How pacing protects sales capacity
Paid search budget pacing should also protect the sales team. If a campaign suddenly increases lead volume before routing, qualification, and follow-up are ready, good leads can age out and bad leads can consume attention. The campaign may then be blamed for a process failure.
Before scaling, review lead owner capacity, time-to-first-response, number of open leads per rep, and qualification completion rate. A budget increase is only useful if the organization can process the extra demand. In long sales cycles, the constraint is often not clicks or impressions.

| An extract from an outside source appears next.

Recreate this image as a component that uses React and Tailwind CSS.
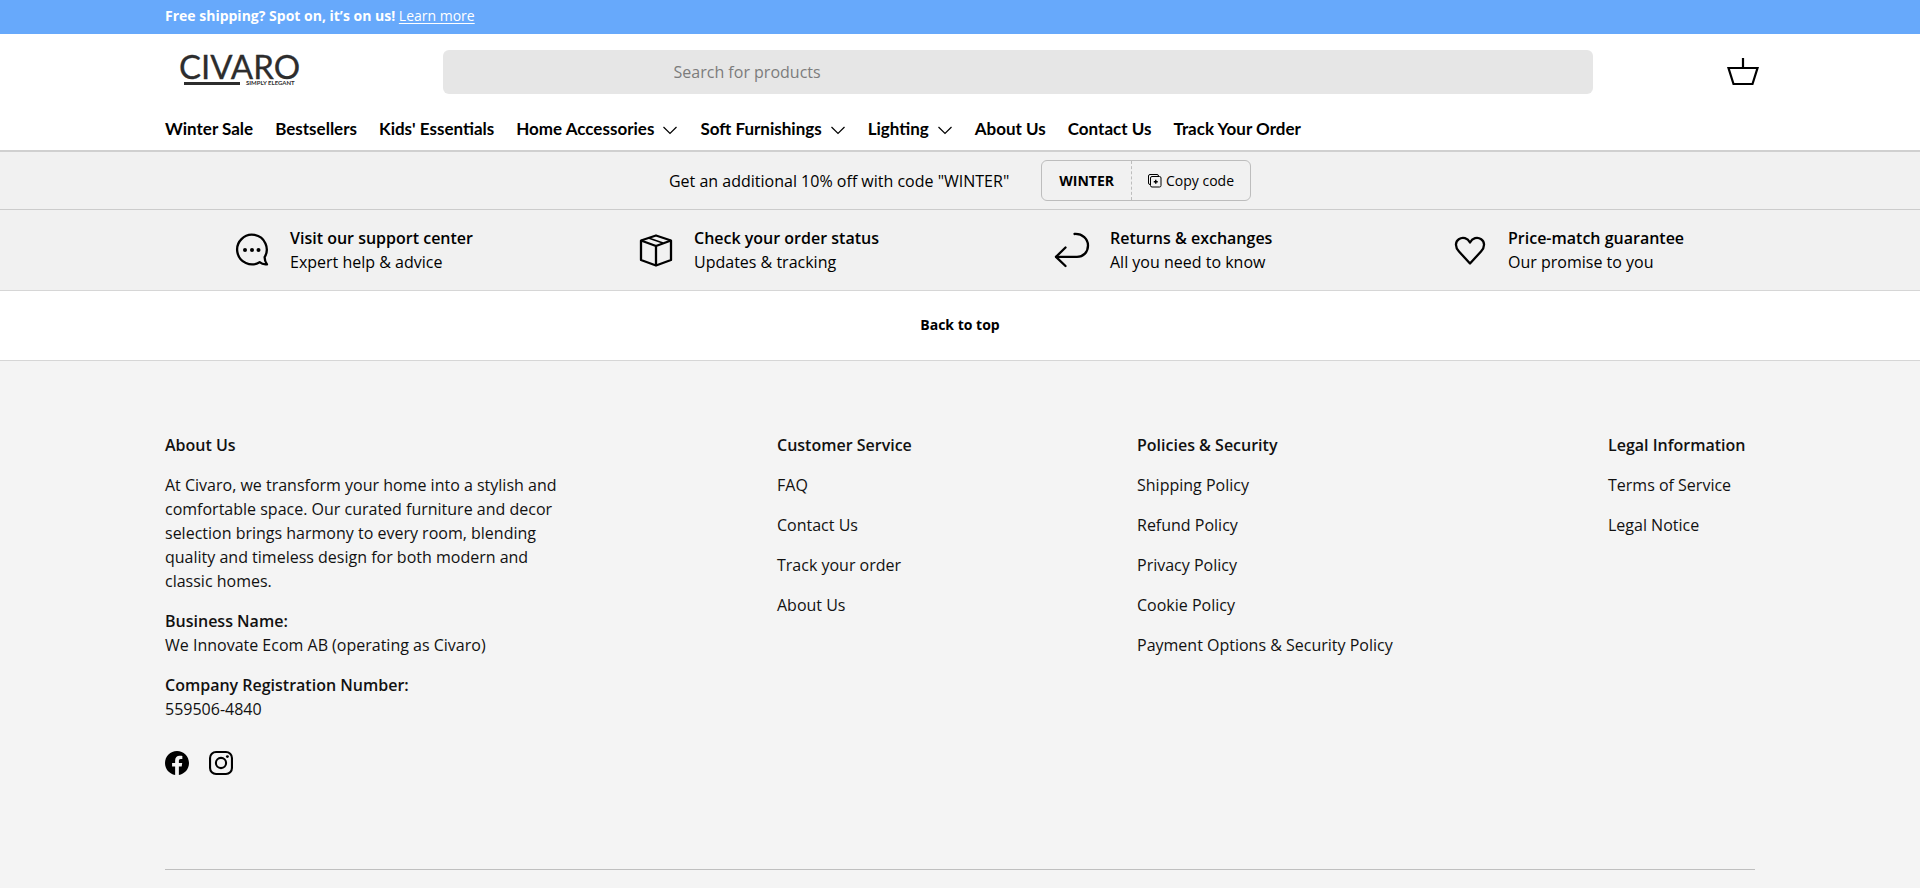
import { useState } from "react";

const navLinks = [
    { label: "Winter Sale" },
    { label: "Bestsellers" },
    { label: "Kids' Essentials" },
    { label: "Home Accessories", menu: true },
    { label: "Soft Furnishings", menu: true },
    { label: "Lighting", menu: true },
    { label: "About Us" },
    { label: "Contact Us" },
    { label: "Track Your Order" },
];

const footerColumns = [
    { title: "Customer Service", width: "w-36", links: ["FAQ", "Contact Us", "Track your order", "About Us"] },
    {
        title: "Policies & Security",
        width: "w-[255px]",
        links: ["Shipping Policy", "Refund Policy", "Privacy Policy", "Cookie Policy", "Payment Options & Security Policy"],
    },
    { title: "Legal Information", width: "w-[147px]", links: ["Terms of Service", "Legal Notice"] },
];

const ChatIcon = () => (
    <svg viewBox="0 0 36 36" className="size-9 shrink-0" fill="none" stroke="currentColor" strokeWidth="2.3" strokeLinecap="round" strokeLinejoin="round">
        <path d="M30.600 25.200A14.800 14.800 0 1 0 25.600 30.200C27.600 31.900 30 32.700 33 32.300C31.400 30 30.600 28 30.600 25.200Z" />
        <g fill="currentColor" stroke="none">
            <circle cx="11" cy="18" r="2" />
            <circle cx="18" cy="18" r="2" />
            <circle cx="24.500" cy="18" r="2" />
        </g>
    </svg>
);

const BoxIcon = () => (
    <svg viewBox="0 0 36 36" className="size-9 shrink-0" fill="none" stroke="currentColor" strokeWidth="2.3" strokeLinejoin="round">
        <path d="M18 3.500 33 8.500V28L18 33.500 3 28V8.500Z" />
        <path d="M3 8.500 18 14 33 8.500M18 14V33.500" />
        <path d="M10.500 6 25 11" strokeWidth="1.500" />
    </svg>
);

const ReturnIcon = () => (
    <svg viewBox="0 0 36 36" className="size-9 shrink-0" fill="none" stroke="currentColor" strokeWidth="2.3" strokeLinecap="round" strokeLinejoin="round">
        <path d="M20.500 2C28.500 1.500 34 7 34 13.500C34 20 29.500 24.800 23 24.800H2" />
        <path d="M11.500 15.500 2 24.800 11.500 34" />
    </svg>
);

const HeartIcon = () => (
    <svg viewBox="0 0 36 36" className="size-9 shrink-0" fill="none" stroke="currentColor" strokeWidth="2.3" strokeLinejoin="round">
        <path d="M18 31.500 7 19.500C2.500 14.500 3.500 9.500 6.800 7.200C10.800 4.500 15.500 6 18 10.500C20.500 6 25.200 4.500 29.200 7.200C32.500 9.500 33.500 14.500 29 19.500Z" />
    </svg>
);

const CopyIcon = () => (
    <svg viewBox="0 0 14 14" className="size-3.5" fill="none" stroke="currentColor">
        <path d="M2.500 10.500H2A1.500 1.500 0 0 1 .5 9V2A1.500 1.500 0 0 1 2 .5H9A1.500 1.500 0 0 1 10.500 2V2.500" />
        <rect x="2.500" y="2.500" width="10.500" height="10.500" rx="1.500" />
        <path d="M7.750 5.750V9.750M5.750 7.750H9.750" strokeWidth="1.400" />
    </svg>
);

const features = [
    { Icon: ChatIcon, width: "w-[226px]", title: "Visit our support center", text: "Expert help & advice" },
    { Icon: BoxIcon, width: "w-[238px]", title: "Check your order status", text: "Updates & tracking" },
    { Icon: ReturnIcon, width: "w-[220px]", title: "Returns & exchanges", text: "All you need to know" },
    { Icon: HeartIcon, width: "w-[234px]", title: "Price-match guarantee", text: "Our promise to you" },
];

const Logo = () => (
    <a href="#home" aria-label="Civaro" className="block">
        <svg viewBox="0 0 150 44" className="w-[150px] h-11 overflow-visible" fill="#2d2d2d">
            <text x="14" y="29" fontFamily="Lato, sans-serif" fontSize="33" stroke="#2d2d2d" strokeWidth=".3">CIVARO</text>
            <rect x="19" y="32" width="56" height="3" />
            <text x="81" y="35" fontFamily="Lato, sans-serif" fontSize="6" fontWeight="700">SIMPLY ELEGANT</text>
        </svg>
    </a>
);

const Header = () => (
    <header className="bg-white border-b-2 border-[#d0d0d0]">
        <div className="max-w-[1590px] mx-auto">
            <div className="flex items-center pt-4">
                <div className="w-[278px]">
                    <Logo />
                </div>
                <input
                    type="search"
                    aria-label="Search for products"
                    placeholder="Search for products"
                    className="flex-1 h-11 px-[14.5%] rounded-md bg-[#e6e6e6] placeholder:text-[#7c7c7c] outline-none"
                />
                <div className="w-[162px] flex justify-end">
                    <button type="button" aria-label="Basket" className="-mr-1">
                        <svg viewBox="0 0 32 32" className="size-8" fill="none" stroke="currentColor" strokeWidth="2.2">
                            <path d="M1.500 12H30.500L25.500 28H6.500ZM16 2V12" />
                        </svg>
                    </button>
                </div>
            </div>
            <nav className="flex gap-[22px] pt-[23px] pb-[9px] text-[17px] font-bold font-[Lato,sans-serif]">
                {navLinks.map((item) => (
                    <a key={item.label} href="#nav" className="flex items-center gap-2 leading-6">
                        {item.label}
                        {item.menu && (
                            <svg viewBox="0 0 16 16" className="size-4" fill="none" stroke="currentColor" strokeWidth="1.2">
                                <path d="M1.500 6 8 12.500 14.500 6" />
                            </svg>
                        )}
                    </a>
                ))}
            </nav>
        </div>
    </header>
);

const PromoBar = () => {
    const [copied, setCopied] = useState(false);

    return (
        <div className="flex justify-center items-center gap-8 py-2 bg-[#f1f1f1] border-b border-[#cccccc]">
            <p>Get an additional 10% off with code "WINTER"</p>
            <div className="flex h-[41px] text-sm border border-[#bdbdbd] rounded-md">
                <span className="flex items-center px-[17px] font-bold border-r border-dashed border-[#bdbdbd]">WINTER</span>
                <button type="button" className="flex items-center gap-1 px-4" onClick={() => setCopied(true)}>
                    <CopyIcon />
                    {copied ? "Copied" : "Copy code"}
                </button>
            </div>
        </div>
    );
};

const Footer = () => (
    <footer className="bg-[#f4f4f4] text-[#111111]">
        <div className="max-w-[1590px] mx-auto pt-[72px] pb-5">
            <div className="flex justify-between pb-[94px] border-b border-[#bfbfbf]">
                <div className="w-[396px] flex flex-col gap-4">
                    <h2 className="font-semibold">About Us</h2>
                    <p>
                        At Civaro, we transform your home into a stylish and comfortable space. Our curated furniture and
                        decor selection brings harmony to every room, blending quality and timeless design for both modern
                        and classic homes.
                    </p>
                    <p>
                        <strong className="font-semibold">Business Name:</strong>
                        <br />
                        We Innovate Ecom AB (operating as Civaro)
                    </p>
                    <p>
                        <strong className="font-semibold">Company Registration Number:</strong>
                        <br />
                        559506-4840
                    </p>
                    <div className="flex gap-5 pt-3.5 text-black">
                        <a href="#facebook" aria-label="Facebook">
                            <svg viewBox="0 0 24 24" className="size-6" fill="currentColor">
                                <path d="M24 12.070C24 5.410 18.630 0 12 0S0 5.400 0 12.070C0 18.100 4.390 23.100 10.130 24v-8.440H7.080v-3.490h3.040V9.410c0-3.020 1.800-4.700 4.540-4.700 1.310 0 2.680.240 2.680.240v2.970h-1.500c-1.500 0-1.960.930-1.960 1.890v2.260h3.320l-.530 3.500h-2.800V24C19.620 23.100 24 18.100 24 12.070Z" />
                            </svg>
                        </a>
                        <a href="#instagram" aria-label="Instagram">
                            <svg viewBox="0 0 24 24" className="size-6" fill="none" stroke="currentColor" strokeWidth="2.1">
                                <rect x="1.050" y="1.050" width="21.900" height="21.900" rx="6" />
                                <circle cx="12" cy="12" r="5.100" />
                                <circle cx="18.400" cy="5.600" r="1.440" fill="currentColor" stroke="none" />
                            </svg>
                        </a>
                    </div>
                </div>
                {footerColumns.map((col) => (
                    <div key={col.title} className={col.width}>
                        <h2 className="font-semibold whitespace-nowrap">{col.title}</h2>
                        <ul className="flex flex-col gap-4 pt-4 whitespace-nowrap">
                            {col.links.map((link) => (
                                <li key={link}>
                                    <a href="#footer">{link}</a>
                                </li>
                            ))}
                        </ul>
                    </div>
                ))}
            </div>
        </div>
    </footer>
);

const App = () => (
    <div className="min-h-screen bg-[#f4f4f4] text-black text-base leading-6 font-['Open_Sans',sans-serif]">
        <div className="bg-[#67a9fb] text-white">
            <p className="max-w-[1590px] mx-auto pt-1.5 pb-2 text-sm leading-5">
                <strong className="font-bold">Free shipping? Spot on, it’s on us!</strong>{" "}
                <a href="#shipping" className="underline underline-offset-2">Learn more</a>
            </p>
        </div>
        <Header />
        <PromoBar />
        <section className="bg-[#f1f1f1] border-b border-[#d6d6d6]">
            <div className="max-w-[1590px] mx-auto flex justify-between px-[69px] py-4">
                {features.map(({ Icon, width, title, text }) => (
                    <a key={title} href="#help" className={`flex items-center gap-5 whitespace-nowrap ${width}`}>
                        <Icon />
                        <span>
                            <span className="block font-semibold">{title}</span>
                            <span className="block">{text}</span>
                        </span>
                    </a>
                ))}
            </div>
        </section>
        <div className="bg-white border-b border-[#d6d6d6] flex justify-center">
            <button type="button" className="pt-[22px] pb-[23px] text-sm leading-6 font-bold" onClick={() => window.scrollTo(0, 0)}>
                Back to top
            </button>
        </div>
        <Footer />
    </div>
);

export default App;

It is the speed and consistency of turning form submissions into qualified conversations.
FAQ
What is budget pacing in Google Ads?
It is the process of controlling how quickly budget is spent while gathering enough data to evaluate performance.
Why is pacing harder in B2B?
Because Google Ads metrics appear quickly, while qualified lead and opportunity feedback often arrives later.
Should a budget-limited campaign always receive more budget?
No. It should receive more budget only when additional visibility is likely to produce qualified demand.
What is learning budget?
Learning budget is controlled spend used to gather enough evidence about lead quality before scaling.
What metrics should guide pacing?
Cost per qualified lead, sales acceptance, disqualification reasons, opportunity creation, and sales follow-up time are key.
Practical summary
Google Ads budget pacing for long B2B sales cycles should be built around learning speed, lead quality, and sales-cycle lag. A strong pacing system separates learning budget from scaling budget, reviews CRM quality before major changes, and avoids premature cuts. The goal is not just to spend smoothly, but to spend at a pace that produces trustworthy decisions.